"You don't make a living betting against Albert Einstein, so you've got to be incredibly careful. This is just what happens when you work with modern high technology.
"In a giant experiment with hundreds of people looking, there's always a little cable, a little wire that if you just touch it or jiggle it, it can throw off your signal. And it is very subtle."
He pointed out that one of the defects might have understated the flight speed of the ghostly particles. That meant the particles might have actually travelled even faster than in the original recording.
In the original experiments, scientists fired minuscule particles called "neutrinos" under the ground between Swiss and Italian labs 720km apart.
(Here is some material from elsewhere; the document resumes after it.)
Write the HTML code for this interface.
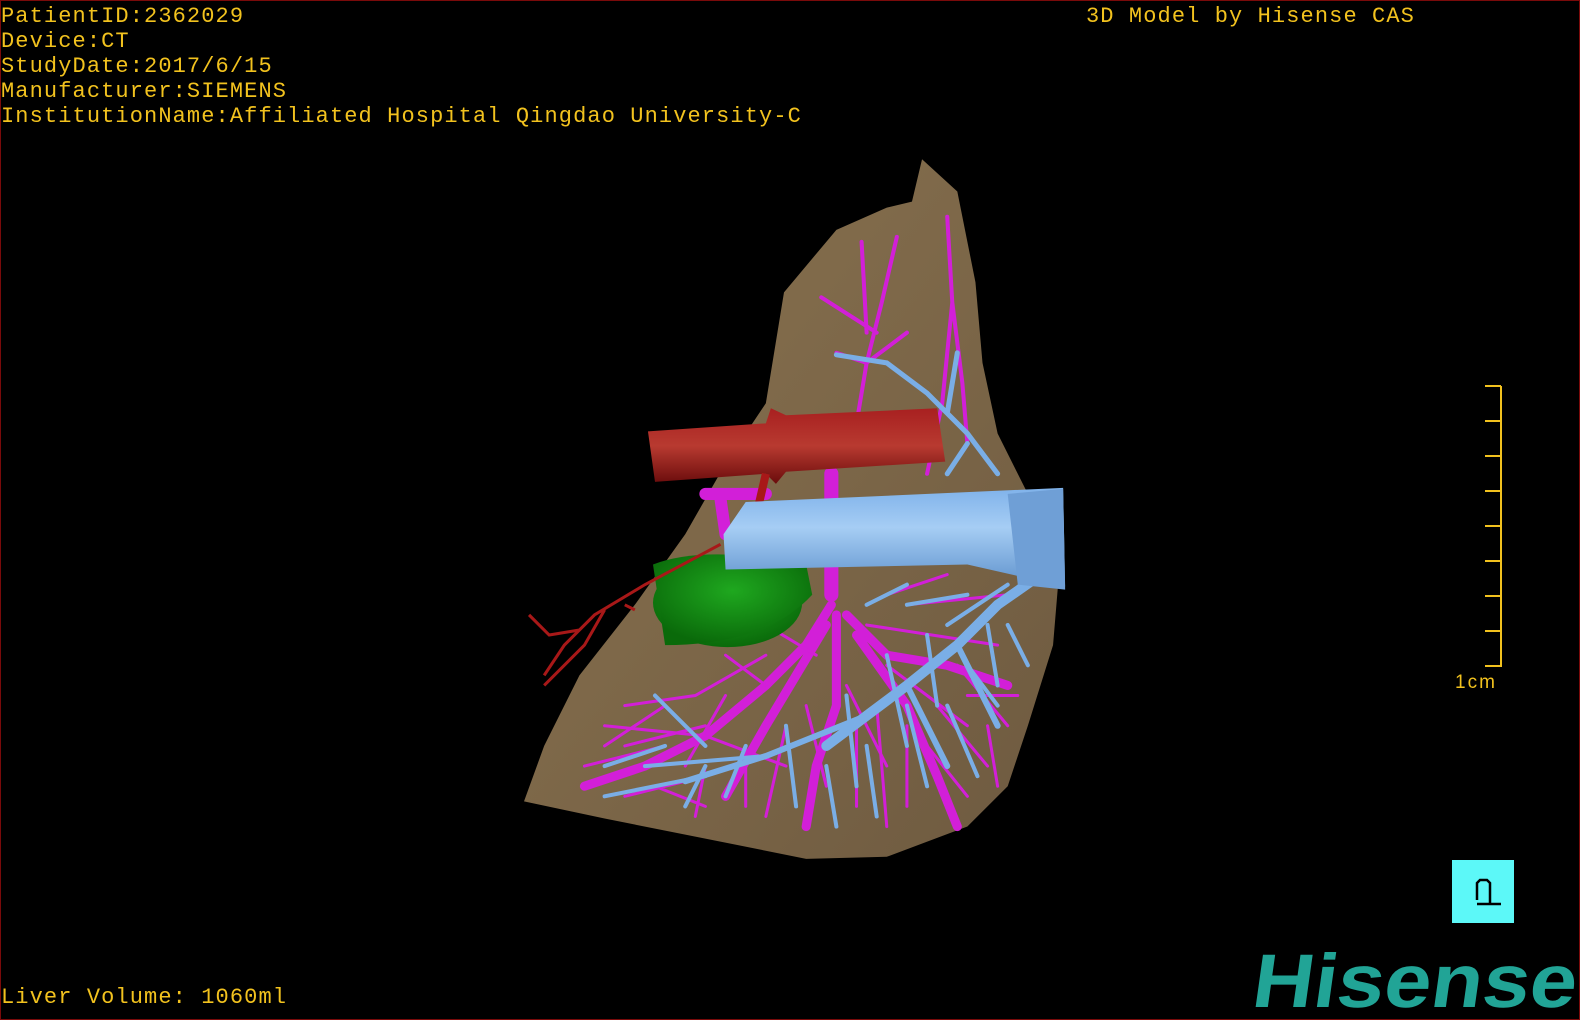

The neutrinos appeared to arrive sixty billionths of a second faster than the speed of light (299,792km/second).
This finding posed numerous unsettling possibilities, not least the scenario in which information could be sent back in time. If a signal could travel faster than the speed of light, it would be received before it was sent.
Dr Krofcheck said: "It's still tantalising and I still hope in my heart of hearts that it's true that neutrinos can go faster than light. But that's just a wish. I'm counting on Einstein coming through in the end."
Researchers will attempt to fix the hardware and resume their tests, with another result expected in May.
University of Surrey physicist Jim Al-Khalili, who famously promised to eat his boxer shorts on live television if neutrinos were shown to travel faster than light, praised the researchers' methods.
"The ... scientists are showing great integrity in announcing these potential faults in their measurements, so let's wait and see," he said. "But I suspect, now more than ever, that both Einstein's theory and my boxer shorts are safe."
The experiment
September 2011: Scientists fire beams of tiny particles ("neutrinos") a distance of 720km under the ground from Geneva, Switzerland, to Gran Sasso, Italy.
* The speed at which the neutrinos reach the end point is recorded as 60 billionths of a second faster than the speed of light. The trip would take a light beam 2.4 milliseconds to complete.
* It appears to contradict Einstein's theory of special relativity (E=mc2), which states that nothing can travel faster than the speed of light.
November 2011: The scientists measure the beams with greater accuracy and make the same startling finding.
February 2012: Two possible defects are found. A faulty optical fibre connection may have led to an exaggeration of the neutrinos' speed, while a GPS problem may have understated the speed of the particles.